Les femmes se mobilisent pour leurs droits et leur avenir

Comme chaque année, le festival a permis de montrer comment les femmes prennent toute leur part pour défendre le futur de la pêche. Des courts métrages ont décrit comment, au Canada, dans les Caraïbes, au Mexique, en France, des femmes s’engagent dans la pêche et s’inquiètent de l’abandon de cette activité par les jeunes dans des régions qui ont pourtant une longue tradition de pêche. Bien sûr, c’est dans les activités post-captures que leur engagement est le plus reconnu. L’association WSI (Women in Seafood Industry) a présenté les films lauréats de son concours international de vidéos. Enfin le prix Chandrika Sharma a été remis cette année à un court métrage qui montre avec force les conséquences de la pollution pour les femmes du Bangladesh qui pêchent les larves de crevettes dans les Sundarbans, le film « Ligne Noire » porte tristement son nom.
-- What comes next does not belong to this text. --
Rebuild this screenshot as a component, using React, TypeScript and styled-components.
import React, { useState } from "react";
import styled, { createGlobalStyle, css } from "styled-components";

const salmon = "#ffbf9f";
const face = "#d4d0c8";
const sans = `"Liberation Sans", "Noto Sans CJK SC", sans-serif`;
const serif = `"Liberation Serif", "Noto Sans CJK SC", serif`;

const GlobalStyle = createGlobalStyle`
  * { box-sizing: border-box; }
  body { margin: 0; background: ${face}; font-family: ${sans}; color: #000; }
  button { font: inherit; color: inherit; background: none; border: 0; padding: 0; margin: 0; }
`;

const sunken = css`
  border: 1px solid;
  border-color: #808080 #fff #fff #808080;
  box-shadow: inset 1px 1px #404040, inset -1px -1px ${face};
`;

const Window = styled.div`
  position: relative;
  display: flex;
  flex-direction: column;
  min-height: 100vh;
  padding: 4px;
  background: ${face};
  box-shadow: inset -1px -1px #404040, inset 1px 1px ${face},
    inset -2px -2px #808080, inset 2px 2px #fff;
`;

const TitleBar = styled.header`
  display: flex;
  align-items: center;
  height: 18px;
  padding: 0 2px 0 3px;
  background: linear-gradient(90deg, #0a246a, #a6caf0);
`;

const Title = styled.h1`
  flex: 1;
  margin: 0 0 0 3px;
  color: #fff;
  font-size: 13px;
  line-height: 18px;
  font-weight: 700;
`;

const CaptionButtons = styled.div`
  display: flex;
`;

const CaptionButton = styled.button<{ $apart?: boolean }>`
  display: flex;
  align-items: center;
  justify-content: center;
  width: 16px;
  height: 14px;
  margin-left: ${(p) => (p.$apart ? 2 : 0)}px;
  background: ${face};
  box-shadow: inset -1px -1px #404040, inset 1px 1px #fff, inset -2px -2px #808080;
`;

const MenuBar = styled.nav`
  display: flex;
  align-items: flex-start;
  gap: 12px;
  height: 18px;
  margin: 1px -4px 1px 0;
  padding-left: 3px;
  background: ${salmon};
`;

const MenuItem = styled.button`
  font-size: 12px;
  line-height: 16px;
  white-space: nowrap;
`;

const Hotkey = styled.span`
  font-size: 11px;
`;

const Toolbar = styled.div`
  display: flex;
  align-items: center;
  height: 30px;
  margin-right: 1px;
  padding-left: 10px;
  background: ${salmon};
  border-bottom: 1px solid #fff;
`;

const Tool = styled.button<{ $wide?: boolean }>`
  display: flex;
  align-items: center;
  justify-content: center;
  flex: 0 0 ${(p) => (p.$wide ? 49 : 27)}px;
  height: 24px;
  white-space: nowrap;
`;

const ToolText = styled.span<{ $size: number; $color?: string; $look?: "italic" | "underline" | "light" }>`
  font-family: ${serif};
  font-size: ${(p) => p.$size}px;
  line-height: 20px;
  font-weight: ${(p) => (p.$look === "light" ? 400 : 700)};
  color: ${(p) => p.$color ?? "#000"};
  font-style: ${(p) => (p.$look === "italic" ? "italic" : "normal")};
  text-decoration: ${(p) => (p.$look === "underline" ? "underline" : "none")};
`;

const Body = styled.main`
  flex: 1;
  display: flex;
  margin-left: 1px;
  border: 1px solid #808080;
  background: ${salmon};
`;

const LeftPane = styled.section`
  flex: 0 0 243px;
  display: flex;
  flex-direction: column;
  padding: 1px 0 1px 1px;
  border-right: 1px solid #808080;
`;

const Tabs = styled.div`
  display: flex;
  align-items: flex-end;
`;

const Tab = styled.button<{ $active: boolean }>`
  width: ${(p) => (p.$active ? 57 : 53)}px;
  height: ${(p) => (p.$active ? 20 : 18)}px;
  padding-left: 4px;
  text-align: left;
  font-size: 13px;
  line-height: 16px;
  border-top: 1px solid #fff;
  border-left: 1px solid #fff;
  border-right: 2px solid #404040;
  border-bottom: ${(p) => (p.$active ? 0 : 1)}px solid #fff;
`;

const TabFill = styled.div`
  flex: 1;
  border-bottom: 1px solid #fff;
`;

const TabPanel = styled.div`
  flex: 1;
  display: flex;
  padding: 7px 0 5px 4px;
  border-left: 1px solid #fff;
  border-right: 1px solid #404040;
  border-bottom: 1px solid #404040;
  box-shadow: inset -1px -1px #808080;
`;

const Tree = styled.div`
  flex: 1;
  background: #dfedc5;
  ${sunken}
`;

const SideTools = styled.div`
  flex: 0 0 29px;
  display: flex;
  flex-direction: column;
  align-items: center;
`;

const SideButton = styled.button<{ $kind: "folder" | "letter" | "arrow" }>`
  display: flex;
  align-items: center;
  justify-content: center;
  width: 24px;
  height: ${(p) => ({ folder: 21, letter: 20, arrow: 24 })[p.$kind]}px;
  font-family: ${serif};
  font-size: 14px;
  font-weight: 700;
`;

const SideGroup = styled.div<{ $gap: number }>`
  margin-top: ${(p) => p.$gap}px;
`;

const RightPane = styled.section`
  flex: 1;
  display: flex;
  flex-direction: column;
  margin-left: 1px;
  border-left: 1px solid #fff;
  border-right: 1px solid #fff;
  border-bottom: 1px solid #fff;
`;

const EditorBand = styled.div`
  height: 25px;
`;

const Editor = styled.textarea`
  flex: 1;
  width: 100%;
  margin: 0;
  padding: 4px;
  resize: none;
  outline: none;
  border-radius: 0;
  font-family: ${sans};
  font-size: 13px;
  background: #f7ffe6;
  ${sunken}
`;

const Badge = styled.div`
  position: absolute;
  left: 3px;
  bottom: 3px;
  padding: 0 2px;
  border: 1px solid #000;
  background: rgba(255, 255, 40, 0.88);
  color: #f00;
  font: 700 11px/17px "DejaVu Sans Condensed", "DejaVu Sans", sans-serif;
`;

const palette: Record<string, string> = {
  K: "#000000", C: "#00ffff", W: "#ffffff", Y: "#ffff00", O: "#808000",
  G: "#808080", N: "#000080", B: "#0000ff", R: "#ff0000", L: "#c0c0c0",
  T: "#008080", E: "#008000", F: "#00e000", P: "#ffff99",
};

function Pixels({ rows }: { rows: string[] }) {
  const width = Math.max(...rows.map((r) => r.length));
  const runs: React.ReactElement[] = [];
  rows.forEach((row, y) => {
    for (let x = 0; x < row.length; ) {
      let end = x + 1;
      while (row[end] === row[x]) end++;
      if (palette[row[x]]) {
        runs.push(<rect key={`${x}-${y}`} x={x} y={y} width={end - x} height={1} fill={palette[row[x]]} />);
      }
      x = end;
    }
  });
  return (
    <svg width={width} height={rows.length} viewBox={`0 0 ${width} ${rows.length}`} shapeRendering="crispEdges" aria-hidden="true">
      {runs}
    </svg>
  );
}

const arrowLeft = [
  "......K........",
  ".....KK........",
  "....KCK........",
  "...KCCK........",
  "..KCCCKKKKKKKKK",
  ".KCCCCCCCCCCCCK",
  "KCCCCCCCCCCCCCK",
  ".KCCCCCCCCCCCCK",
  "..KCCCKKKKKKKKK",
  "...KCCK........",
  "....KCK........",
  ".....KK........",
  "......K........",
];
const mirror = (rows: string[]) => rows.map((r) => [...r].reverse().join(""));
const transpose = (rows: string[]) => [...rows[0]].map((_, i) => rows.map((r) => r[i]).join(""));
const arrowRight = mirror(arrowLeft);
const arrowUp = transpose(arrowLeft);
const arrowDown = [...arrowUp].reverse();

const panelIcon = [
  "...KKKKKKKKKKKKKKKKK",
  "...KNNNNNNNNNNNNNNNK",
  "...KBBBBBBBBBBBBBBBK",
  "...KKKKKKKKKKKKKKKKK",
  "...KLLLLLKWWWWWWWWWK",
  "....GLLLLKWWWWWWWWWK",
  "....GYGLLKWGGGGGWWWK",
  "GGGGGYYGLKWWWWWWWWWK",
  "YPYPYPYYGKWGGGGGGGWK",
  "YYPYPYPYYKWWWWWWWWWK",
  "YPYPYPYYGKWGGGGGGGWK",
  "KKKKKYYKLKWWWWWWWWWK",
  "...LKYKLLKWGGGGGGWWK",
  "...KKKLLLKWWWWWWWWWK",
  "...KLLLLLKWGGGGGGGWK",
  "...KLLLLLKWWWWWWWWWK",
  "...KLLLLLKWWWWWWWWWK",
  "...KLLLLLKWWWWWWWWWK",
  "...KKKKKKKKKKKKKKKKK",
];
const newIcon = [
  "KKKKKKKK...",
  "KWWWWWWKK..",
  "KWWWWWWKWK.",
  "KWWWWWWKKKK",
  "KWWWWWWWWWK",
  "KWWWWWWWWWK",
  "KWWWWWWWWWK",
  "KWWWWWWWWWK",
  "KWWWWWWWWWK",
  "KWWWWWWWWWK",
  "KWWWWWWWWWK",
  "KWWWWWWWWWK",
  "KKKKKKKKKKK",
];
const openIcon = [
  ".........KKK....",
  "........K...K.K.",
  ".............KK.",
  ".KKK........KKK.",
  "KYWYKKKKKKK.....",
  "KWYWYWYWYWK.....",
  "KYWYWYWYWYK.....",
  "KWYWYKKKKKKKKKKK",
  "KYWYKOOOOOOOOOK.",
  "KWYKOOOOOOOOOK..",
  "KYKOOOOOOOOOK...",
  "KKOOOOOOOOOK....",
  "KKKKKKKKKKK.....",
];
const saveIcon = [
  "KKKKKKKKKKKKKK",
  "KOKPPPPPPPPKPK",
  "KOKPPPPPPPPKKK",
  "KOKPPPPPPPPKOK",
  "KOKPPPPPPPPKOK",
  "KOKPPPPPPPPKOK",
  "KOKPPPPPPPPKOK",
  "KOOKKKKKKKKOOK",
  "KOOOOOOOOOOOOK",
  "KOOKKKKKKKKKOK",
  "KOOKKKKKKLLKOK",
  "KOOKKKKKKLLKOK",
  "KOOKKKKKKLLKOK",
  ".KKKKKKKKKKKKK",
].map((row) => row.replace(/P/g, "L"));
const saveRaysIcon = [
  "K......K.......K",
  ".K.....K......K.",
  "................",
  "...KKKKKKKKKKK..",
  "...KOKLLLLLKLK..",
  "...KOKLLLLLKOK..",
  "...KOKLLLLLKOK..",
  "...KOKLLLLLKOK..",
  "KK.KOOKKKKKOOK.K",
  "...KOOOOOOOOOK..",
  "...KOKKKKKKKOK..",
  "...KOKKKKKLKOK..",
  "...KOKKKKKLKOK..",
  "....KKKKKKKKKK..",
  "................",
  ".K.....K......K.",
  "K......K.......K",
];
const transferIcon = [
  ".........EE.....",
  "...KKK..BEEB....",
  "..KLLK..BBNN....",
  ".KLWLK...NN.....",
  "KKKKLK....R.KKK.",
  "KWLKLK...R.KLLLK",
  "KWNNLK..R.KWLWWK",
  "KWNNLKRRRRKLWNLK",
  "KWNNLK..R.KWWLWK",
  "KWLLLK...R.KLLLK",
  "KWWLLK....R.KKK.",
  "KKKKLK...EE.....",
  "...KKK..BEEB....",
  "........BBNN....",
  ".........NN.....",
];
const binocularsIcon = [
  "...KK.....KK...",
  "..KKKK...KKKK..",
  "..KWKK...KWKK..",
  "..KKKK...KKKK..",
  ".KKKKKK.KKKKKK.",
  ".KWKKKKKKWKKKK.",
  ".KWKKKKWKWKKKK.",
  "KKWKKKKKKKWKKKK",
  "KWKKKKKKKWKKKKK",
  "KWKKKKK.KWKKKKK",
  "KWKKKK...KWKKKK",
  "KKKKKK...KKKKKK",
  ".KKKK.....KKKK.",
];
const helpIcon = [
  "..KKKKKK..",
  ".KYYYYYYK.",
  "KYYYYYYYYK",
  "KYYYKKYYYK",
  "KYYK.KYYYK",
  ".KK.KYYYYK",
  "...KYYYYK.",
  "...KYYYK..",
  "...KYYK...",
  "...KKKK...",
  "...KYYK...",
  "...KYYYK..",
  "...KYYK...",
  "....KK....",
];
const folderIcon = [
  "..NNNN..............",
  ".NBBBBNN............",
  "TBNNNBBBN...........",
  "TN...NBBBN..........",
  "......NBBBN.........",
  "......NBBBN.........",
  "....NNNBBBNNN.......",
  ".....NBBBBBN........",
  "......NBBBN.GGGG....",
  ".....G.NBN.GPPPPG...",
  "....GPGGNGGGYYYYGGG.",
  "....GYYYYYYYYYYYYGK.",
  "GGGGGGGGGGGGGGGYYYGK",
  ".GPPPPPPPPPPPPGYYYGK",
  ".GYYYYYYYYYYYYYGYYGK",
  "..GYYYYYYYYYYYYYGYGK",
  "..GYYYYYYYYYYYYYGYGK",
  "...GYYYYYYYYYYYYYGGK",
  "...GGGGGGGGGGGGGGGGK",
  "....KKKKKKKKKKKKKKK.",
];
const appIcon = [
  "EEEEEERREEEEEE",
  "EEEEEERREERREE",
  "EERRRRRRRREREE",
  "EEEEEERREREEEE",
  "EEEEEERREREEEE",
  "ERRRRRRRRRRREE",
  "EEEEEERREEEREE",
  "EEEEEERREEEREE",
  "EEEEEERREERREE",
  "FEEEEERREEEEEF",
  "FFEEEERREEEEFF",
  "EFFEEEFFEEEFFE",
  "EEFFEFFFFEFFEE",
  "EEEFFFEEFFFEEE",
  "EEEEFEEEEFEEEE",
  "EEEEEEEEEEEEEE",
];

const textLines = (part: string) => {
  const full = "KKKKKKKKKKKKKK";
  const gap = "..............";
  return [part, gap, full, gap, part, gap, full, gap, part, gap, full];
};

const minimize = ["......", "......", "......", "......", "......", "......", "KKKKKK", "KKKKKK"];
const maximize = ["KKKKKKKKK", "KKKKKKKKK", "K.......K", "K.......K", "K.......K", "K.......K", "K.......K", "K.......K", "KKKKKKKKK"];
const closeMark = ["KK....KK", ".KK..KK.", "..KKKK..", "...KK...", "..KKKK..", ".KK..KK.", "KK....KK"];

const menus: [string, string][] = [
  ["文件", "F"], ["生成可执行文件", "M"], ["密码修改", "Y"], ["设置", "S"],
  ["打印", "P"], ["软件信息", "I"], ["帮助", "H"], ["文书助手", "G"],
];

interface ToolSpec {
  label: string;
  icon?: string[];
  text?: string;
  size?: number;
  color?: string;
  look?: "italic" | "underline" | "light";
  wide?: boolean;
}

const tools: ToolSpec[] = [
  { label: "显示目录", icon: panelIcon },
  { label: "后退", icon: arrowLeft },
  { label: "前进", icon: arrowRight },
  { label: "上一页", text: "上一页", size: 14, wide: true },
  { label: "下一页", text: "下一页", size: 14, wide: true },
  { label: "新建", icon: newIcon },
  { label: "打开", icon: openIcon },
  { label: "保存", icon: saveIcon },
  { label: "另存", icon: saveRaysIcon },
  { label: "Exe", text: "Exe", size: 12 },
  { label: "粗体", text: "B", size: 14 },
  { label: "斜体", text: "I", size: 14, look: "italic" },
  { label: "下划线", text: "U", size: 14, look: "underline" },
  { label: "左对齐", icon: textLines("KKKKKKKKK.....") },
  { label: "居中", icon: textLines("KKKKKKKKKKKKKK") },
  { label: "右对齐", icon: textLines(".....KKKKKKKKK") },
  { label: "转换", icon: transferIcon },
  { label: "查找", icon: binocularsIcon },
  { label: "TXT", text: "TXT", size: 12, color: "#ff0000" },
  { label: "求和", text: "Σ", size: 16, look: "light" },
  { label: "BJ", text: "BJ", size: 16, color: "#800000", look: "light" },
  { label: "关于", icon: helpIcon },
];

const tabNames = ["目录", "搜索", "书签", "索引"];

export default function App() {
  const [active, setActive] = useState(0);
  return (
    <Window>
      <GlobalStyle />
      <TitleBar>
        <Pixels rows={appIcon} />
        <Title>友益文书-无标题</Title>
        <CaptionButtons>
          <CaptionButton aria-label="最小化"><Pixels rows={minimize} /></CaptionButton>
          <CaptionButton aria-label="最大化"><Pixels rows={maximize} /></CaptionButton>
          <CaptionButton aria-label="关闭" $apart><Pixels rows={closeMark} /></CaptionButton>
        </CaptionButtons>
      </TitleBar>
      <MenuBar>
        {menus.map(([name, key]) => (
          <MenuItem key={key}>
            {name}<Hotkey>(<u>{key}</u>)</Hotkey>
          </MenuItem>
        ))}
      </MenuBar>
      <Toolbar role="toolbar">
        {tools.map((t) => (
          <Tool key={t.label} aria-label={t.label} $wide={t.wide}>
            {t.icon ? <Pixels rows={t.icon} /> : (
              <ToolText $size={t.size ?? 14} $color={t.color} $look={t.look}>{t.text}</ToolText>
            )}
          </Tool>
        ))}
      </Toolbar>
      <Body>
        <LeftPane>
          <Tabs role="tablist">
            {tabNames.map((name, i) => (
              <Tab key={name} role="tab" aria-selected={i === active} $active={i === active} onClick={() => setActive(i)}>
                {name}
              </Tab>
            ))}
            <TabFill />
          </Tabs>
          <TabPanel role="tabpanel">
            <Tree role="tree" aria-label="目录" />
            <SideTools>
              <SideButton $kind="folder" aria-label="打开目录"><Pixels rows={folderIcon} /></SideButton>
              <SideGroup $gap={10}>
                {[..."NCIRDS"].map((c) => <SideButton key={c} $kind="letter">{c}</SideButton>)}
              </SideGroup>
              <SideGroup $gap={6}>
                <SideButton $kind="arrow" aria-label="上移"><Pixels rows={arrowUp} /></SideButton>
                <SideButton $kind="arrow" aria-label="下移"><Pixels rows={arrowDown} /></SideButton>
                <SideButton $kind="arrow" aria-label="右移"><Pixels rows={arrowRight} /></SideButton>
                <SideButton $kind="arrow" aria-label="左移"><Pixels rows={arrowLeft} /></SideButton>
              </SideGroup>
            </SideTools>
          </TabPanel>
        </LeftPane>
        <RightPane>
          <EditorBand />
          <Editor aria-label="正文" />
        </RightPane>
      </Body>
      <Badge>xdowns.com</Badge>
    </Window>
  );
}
Avec plus de 40 films de 16 pays, le festival dresse un tableau contrasté de la situation des pêcheurs dans le monde ; malgré la gravité des crises, il reste des signes d’espoir, des femmes et des hommes qui se battent sans être toujours reconnus. Le cinéma leur donne un visage.

Alain Le Sann, fondateur du festival Pêcheurs du Monde.